Em 1967, ela ingressou na U.C.L.A. e logo se tornou muito conhecida na física espacial por seu trabalho teórico sobre algumas das ideias mais fundamentais desse campo.
A sonda Gaileo entrou em órbita ao redor de Júpiter em 1995 transportando um magnetômetro proposto por Margaret Kivelson. A primeira descoberta importante da equipe foi um campo magnético interno em Ganimedes, a maior lua de Júpiter. Então vieram os encontros entre Europa e Galileo.
Os geólogos suspeitavam que a lua gelada tivera antigamente um oceano embaixo da superfície, mas não sabiam se ele ainda existia ou congelara, solidificando-se. E o mistério continuaria, não fosse pelos dados recebidos pelo magnetômetro da sonda Galileo.
Margaret e a equipe postulavam que, como Europa se movimenta no campo magnético de Júpiter, uma corrente percorre um condutor em baixo da superfície da lua, criando um campo magnético invertido em miniatura, opondo-se ao campo de Júpiter. Entretanto, a hipótese não era conclusiva. Era possível que Europa tivesse seu próprio campo magnético.
Como o equador magnético de Júpiter tem uma inclinação de 10 graus, às vezes Europa está acima dele, outras vezes abaixo. A equipe precisava, então, de medições quando Europa se encontrava do outro lado da inclinação.
Se o campo magnético da lua mudasse de direção, isso significaria que o campo havia sido induzido por Júpiter – e, portanto, possuía um condutor interno. A única coisa que poderia fazer isso seria um oceano de água salgada em baixo da superfície.
Margaret Kivelson defendeu no projeto Galileo que seria preciso que a sonda realizasse um sobrevoo com uma orientação específica – um pedido considerável por se tratar de uma espaçonave com recursos limitados que voava com o tempo praticamente esgotado. Ela foi atendida, e o sobrevoo de janeiro de 2000 descobriu precisamente o que os modelos feitos por sua equipe haviam previsto: uma evidência definitiva de um oceano global.
“Esta é uma das descobertas mais fundamentas da ciência planetária”, afirmou Louise Prockter, diretora do Instituto Lunar e Planetário de Houston, Texas. “Isso gerou uma verdadeira revolução”.
Segundo Robert Pappalardo, cientista de projetos da missão Europa Clipper da Nasa, a descoberta teve ramificações para todo o sistema solar.

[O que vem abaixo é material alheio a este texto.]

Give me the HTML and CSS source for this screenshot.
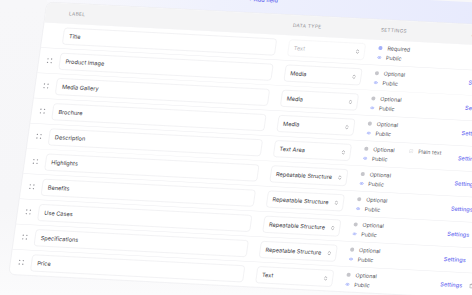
FILE: index.html
```html
<!DOCTYPE html>
<html>
<head>
<meta charset="utf-8">
<link rel="stylesheet" href="styles.css">
</head>
<body>
<div class="stage">
  <div class="board">
    <div class="toolbar"><span class="add">+ Add field</span></div>
    <div class="card">
      <div class="head">
        <div class="h-label">Label</div>
        <div class="h-type">Data type</div>
        <div class="h-set">Settings</div>
        <div class="h-act">Actions</div>
      </div>

      <div class="row">
        <div class="grip"></div>
        <div class="field">Title</div>
        <div class="select is-disabled"><span>Text</span><svg class="chev" viewBox="0 0 8 12"><path d="M1.5 4.5 4 2l2.5 2.5M1.5 7.5 4 10l2.5-2.5"/></svg></div>
        <div class="settings">
          <div class="opts">
            <div class="opt"><i class="dot req"></i>Required</div>
            <div class="opt"><svg class="eye" viewBox="0 0 10 7"><path d="M.8 3.5C2 1.6 3.4.8 5 .8s3 .8 4.2 2.7C8 5.4 6.6 6.2 5 6.2S2 5.4.8 3.5Z"/><circle cx="5" cy="3.5" r="1.3"/></svg>Public</div>
          </div>
        </div>
        <div class="link"></div>
        <div class="act"></div>
      </div>

      <div class="row">
        <div class="grip"><div class="dots"><span></span><span></span><span></span><span></span></div></div>
        <div class="field">Product Image</div>
        <div class="select"><span>Media</span><svg class="chev" viewBox="0 0 8 12"><path d="M1.5 4.5 4 2l2.5 2.5M1.5 7.5 4 10l2.5-2.5"/></svg></div>
        <div class="settings">
          <div class="opts">
            <div class="opt"><i class="dot"></i>Optional</div>
            <div class="opt"><svg class="eye" viewBox="0 0 10 7"><path d="M.8 3.5C2 1.6 3.4.8 5 .8s3 .8 4.2 2.7C8 5.4 6.6 6.2 5 6.2S2 5.4.8 3.5Z"/><circle cx="5" cy="3.5" r="1.3"/></svg>Public</div>
          </div>
        </div>
        <div class="link">Settings</div>
        <div class="act"><svg class="bin" viewBox="0 0 10 12"><path d="M1 3h8M3.5 3V1.5h3V3M2 3l.6 7.5h4.8L8 3"/></svg></div>
      </div>

      <div class="row">
        <div class="grip"><div class="dots"><span></span><span></span><span></span><span></span></div></div>
        <div class="field">Media Gallery</div>
        <div class="select"><span>Media</span><svg class="chev" viewBox="0 0 8 12"><path d="M1.5 4.5 4 2l2.5 2.5M1.5 7.5 4 10l2.5-2.5"/></svg></div>
        <div class="settings">
          <div class="opts">
            <div class="opt"><i class="dot"></i>Optional</div>
            <div class="opt"><svg class="eye" viewBox="0 0 10 7"><path d="M.8 3.5C2 1.6 3.4.8 5 .8s3 .8 4.2 2.7C8 5.4 6.6 6.2 5 6.2S2 5.4.8 3.5Z"/><circle cx="5" cy="3.5" r="1.3"/></svg>Public</div>
          </div>
        </div>
        <div class="link">Settings</div>
        <div class="act"><svg class="bin" viewBox="0 0 10 12"><path d="M1 3h8M3.5 3V1.5h3V3M2 3l.6 7.5h4.8L8 3"/></svg></div>
      </div>

      <div class="row">
        <div class="grip"><div class="dots"><span></span><span></span><span></span><span></span></div></div>
        <div class="field">Brochure</div>
        <div class="select"><span>Media</span><svg class="chev" viewBox="0 0 8 12"><path d="M1.5 4.5 4 2l2.5 2.5M1.5 7.5 4 10l2.5-2.5"/></svg></div>
        <div class="settings">
          <div class="opts">
            <div class="opt"><i class="dot"></i>Optional</div>
            <div class="opt"><svg class="eye" viewBox="0 0 10 7"><path d="M.8 3.5C2 1.6 3.4.8 5 .8s3 .8 4.2 2.7C8 5.4 6.6 6.2 5 6.2S2 5.4.8 3.5Z"/><circle cx="5" cy="3.5" r="1.3"/></svg>Public</div>
          </div>
        </div>
        <div class="link">Settings</div>
        <div class="act"><svg class="bin" viewBox="0 0 10 12"><path d="M1 3h8M3.5 3V1.5h3V3M2 3l.6 7.5h4.8L8 3"/></svg></div>
      </div>

      <div class="row">
        <div class="grip"><div class="dots"><span></span><span></span><span></span><span></span></div></div>
        <div class="field">Description</div>
        <div class="select"><span>Text Area</span><svg class="chev" viewBox="0 0 8 12"><path d="M1.5 4.5 4 2l2.5 2.5M1.5 7.5 4 10l2.5-2.5"/></svg></div>
        <div class="settings">
          <div class="opts">
            <div class="opt"><i class="dot"></i>Optional</div>
            <div class="opt"><svg class="eye" viewBox="0 0 10 7"><path d="M.8 3.5C2 1.6 3.4.8 5 .8s3 .8 4.2 2.7C8 5.4 6.6 6.2 5 6.2S2 5.4.8 3.5Z"/><circle cx="5" cy="3.5" r="1.3"/></svg>Public</div>
          </div>
          <div class="plain"><svg class="check" viewBox="0 0 9 9"><rect x=".6" y=".6" width="7.8" height="7.8" rx="1.6"/><path d="M2.4 4.6 3.9 6l2.7-3"/></svg>Plain text</div>
        </div>
        <div class="link">Settings</div>
        <div class="act"><svg class="bin" viewBox="0 0 10 12"><path d="M1 3h8M3.5 3V1.5h3V3M2 3l.6 7.5h4.8L8 3"/></svg></div>
      </div>

      <div class="row">
        <div class="grip"><div class="dots"><span></span><span></span><span></span><span></span></div></div>
        <div class="field">Highlights</div>
        <div class="select"><span>Repeatable Structure</span><svg class="chev" viewBox="0 0 8 12"><path d="M1.5 4.5 4 2l2.5 2.5M1.5 7.5 4 10l2.5-2.5"/></svg></div>
        <div class="settings">
          <div class="opts">
            <div class="opt"><i class="dot"></i>Optional</div>
            <div class="opt"><svg class="eye" viewBox="0 0 10 7"><path d="M.8 3.5C2 1.6 3.4.8 5 .8s3 .8 4.2 2.7C8 5.4 6.6 6.2 5 6.2S2 5.4.8 3.5Z"/><circle cx="5" cy="3.5" r="1.3"/></svg>Public</div>
          </div>
        </div>
        <div class="link">Settings</div>
        <div class="act"><svg class="bin" viewBox="0 0 10 12"><path d="M1 3h8M3.5 3V1.5h3V3M2 3l.6 7.5h4.8L8 3"/></svg></div>
      </div>

      <div class="row">
        <div class="grip"><div class="dots"><span></span><span></span><span></span><span></span></div></div>
        <div class="field">Benefits</div>
        <div class="select"><span>Repeatable Structure</span><svg class="chev" viewBox="0 0 8 12"><path d="M1.5 4.5 4 2l2.5 2.5M1.5 7.5 4 10l2.5-2.5"/></svg></div>
        <div class="settings">
          <div class="opts">
            <div class="opt"><i class="dot"></i>Optional</div>
            <div class="opt"><svg class="eye" viewBox="0 0 10 7"><path d="M.8 3.5C2 1.6 3.4.8 5 .8s3 .8 4.2 2.7C8 5.4 6.6 6.2 5 6.2S2 5.4.8 3.5Z"/><circle cx="5" cy="3.5" r="1.3"/></svg>Public</div>
          </div>
        </div>
        <div class="link">Settings</div>
        <div class="act"><svg class="bin" viewBox="0 0 10 12"><path d="M1 3h8M3.5 3V1.5h3V3M2 3l.6 7.5h4.8L8 3"/></svg></div>
      </div>

      <div class="row">
        <div class="grip"><div class="dots"><span></span><span></span><span></span><span></span></div></div>
        <div class="field">Use Cases</div>
        <div class="select"><span>Repeatable Structure</span><svg class="chev" viewBox="0 0 8 12"><path d="M1.5 4.5 4 2l2.5 2.5M1.5 7.5 4 10l2.5-2.5"/></svg></div>
        <div class="settings">
          <div class="opts">
            <div class="opt"><i class="dot"></i>Optional</div>
            <div class="opt"><svg class="eye" viewBox="0 0 10 7"><path d="M.8 3.5C2 1.6 3.4.8 5 .8s3 .8 4.2 2.7C8 5.4 6.6 6.2 5 6.2S2 5.4.8 3.5Z"/><circle cx="5" cy="3.5" r="1.3"/></svg>Public</div>
          </div>
        </div>
        <div class="link">Settings</div>
        <div class="act"><svg class="bin" viewBox="0 0 10 12"><path d="M1 3h8M3.5 3V1.5h3V3M2 3l.6 7.5h4.8L8 3"/></svg></div>
      </div>

      <div class="row">
        <div class="grip"><div class="dots"><span></span><span></span><span></span><span></span></div></div>
        <div class="field">Specifications</div>
        <div class="select"><span>Repeatable Structure</span><svg class="chev" viewBox="0 0 8 12"><path d="M1.5 4.5 4 2l2.5 2.5M1.5 7.5 4 10l2.5-2.5"/></svg></div>
        <div class="settings">
          <div class="opts">
            <div class="opt"><i class="dot"></i>Optional</div>
            <div class="opt"><svg class="eye" viewBox="0 0 10 7"><path d="M.8 3.5C2 1.6 3.4.8 5 .8s3 .8 4.2 2.7C8 5.4 6.6 6.2 5 6.2S2 5.4.8 3.5Z"/><circle cx="5" cy="3.5" r="1.3"/></svg>Public</div>
          </div>
        </div>
        <div class="link">Settings</div>
        <div class="act"><svg class="bin" viewBox="0 0 10 12"><path d="M1 3h8M3.5 3V1.5h3V3M2 3l.6 7.5h4.8L8 3"/></svg></div>
      </div>

      <div class="row">
        <div class="grip"><div class="dots"><span></span><span></span><span></span><span></span></div></div>
        <div class="field">Price</div>
        <div class="select"><span>Text</span><svg class="chev" viewBox="0 0 8 12"><path d="M1.5 4.5 4 2l2.5 2.5M1.5 7.5 4 10l2.5-2.5"/></svg></div>
        <div class="settings">
          <div class="opts">
            <div class="opt"><i class="dot"></i>Optional</div>
            <div class="opt"><svg class="eye" viewBox="0 0 10 7"><path d="M.8 3.5C2 1.6 3.4.8 5 .8s3 .8 4.2 2.7C8 5.4 6.6 6.2 5 6.2S2 5.4.8 3.5Z"/><circle cx="5" cy="3.5" r="1.3"/></svg>Public</div>
          </div>
        </div>
        <div class="link">Settings</div>
        <div class="act"><svg class="bin" viewBox="0 0 10 12"><path d="M1 3h8M3.5 3V1.5h3V3M2 3l.6 7.5h4.8L8 3"/></svg></div>
      </div>
    </div>
  </div>
</div>
</body>
</html>
```

FILE: styles.css
```css
html, body {
  margin: 0;
  padding: 0;
  overflow: hidden;
}
body {
  font-family: Inter, "Noto Sans", "Liberation Sans", sans-serif;
}
.stage {
  width: 472px;
  height: 295px;
  overflow: hidden;
  background: linear-gradient(180deg, #f7f7f9 0%, #f6f6f8 70%, #fbfbfc 100%);
}
.board {
  width: 1080px;
  transform-origin: 0 0;
  transform: matrix(0.4494, 0.0234, -0.0632, 0.45, 49.78, -19.74);
}
.toolbar {
  height: 48px;
  box-sizing: border-box;
  padding: 11px 0 0 445px;
  background: linear-gradient(90deg, #f9f9fc 0%, #eff1fd 35%, #e6e9fd 100%);
  color: #6468ee;
  font-size: 12.5px;
  line-height: 16px;
  font-weight: 500;
}
.card {
  background: #fff;
  border: 1px solid #e6e6ea;
  border-radius: 14px;
  overflow: hidden;
}
.head {
  display: flex;
  align-items: center;
  height: 44px;
  background: #f4f4f5;
  font-size: 10.5px;
  letter-spacing: 0.07em;
  text-transform: uppercase;
  color: #8c8c92;
}
.h-label { margin-left: 52px; width: 498px; }
.h-type { width: 196px; }
.h-set { width: 202px; }
.h-act { width: 100px; }

.row {
  display: flex;
  align-items: center;
  height: 56px;
  box-sizing: border-box;
  border-top: 1px solid #ececef;
}
.grip {
  width: 46px;
  display: flex;
  justify-content: center;
}
.dots {
  display: grid;
  grid-template-columns: 3px 3px;
  gap: 5px 5px;
}
.dots span {
  width: 3px;
  height: 3px;
  border-radius: 50%;
  background: #929298;
}
.field {
  width: 473px;
  height: 37px;
  box-sizing: border-box;
  border: 1px solid #e3e3e7;
  border-radius: 7px;
  display: flex;
  align-items: center;
  padding-left: 12px;
  font-size: 12.5px;
  color: #38383d;
}
.select {
  width: 170px;
  height: 37px;
  margin-left: 28px;
  box-sizing: border-box;
  border: 1px solid #e3e3e7;
  border-radius: 7px;
  display: flex;
  align-items: center;
  justify-content: space-between;
  padding: 0 11px 0 11px;
  font-size: 12.5px;
  color: #38383d;
}
.select.is-disabled {
  color: #b6b6bb;
  border-color: #ededf0;
}
.chev {
  width: 8px;
  height: 12px;
  fill: none;
  stroke: #8d8d93;
  stroke-width: 1.3;
  stroke-linecap: round;
  stroke-linejoin: round;
}
.settings {
  width: 182px;
  margin-left: 29px;
  display: flex;
  align-items: flex-start;
  font-size: 12px;
  color: #55555b;
}
.opts {
  width: 100px;
  display: flex;
  flex-direction: column;
}
.opt {
  display: flex;
  align-items: center;
  gap: 10px;
  height: 21px;
}
.dot {
  width: 9px;
  height: 9px;
  border-radius: 50%;
  background: #c6c6cb;
  margin: 0 1px 0 0;
}
.dot.req { background: #a3b0fa; }
.eye {
  width: 10px;
  height: 7px;
  fill: #dfe4fe;
  stroke: #a3b0fa;
  stroke-width: 1.4;
}
.eye circle { fill: #a3b0fa; stroke: none; }
.plain {
  display: flex;
  align-items: center;
  gap: 11px;
  height: 21px;
  color: #6c6c72;
}
.check {
  width: 9px;
  height: 9px;
  fill: none;
  stroke: #cdcdd2;
  stroke-width: 1;
}
.link {
  width: 64px;
  margin-left: 28px;
  font-size: 12.5px;
  font-weight: 500;
  color: #6a6cf0;
}
.act {
  width: 24px;
  display: flex;
}
.bin {
  width: 10px;
  height: 12px;
  fill: none;
  stroke: #9a9aa0;
  stroke-width: 1.2;
  stroke-linejoin: round;
}
```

“Realmente fez com que se cogitasse na plausibilidade da existência de oceanos em mundos gelados”, disse. “Então da incerteza passamos rapidamente para a quase certeza e depois indagamos, ‘o que mais agora?’. Foi uma transição muito rápida, considerando que o termo ‘mundo oceânico’ não existia na época. Agora, ele constitui uma classe de objetos, graças ao trabalho fundamental de Margy”.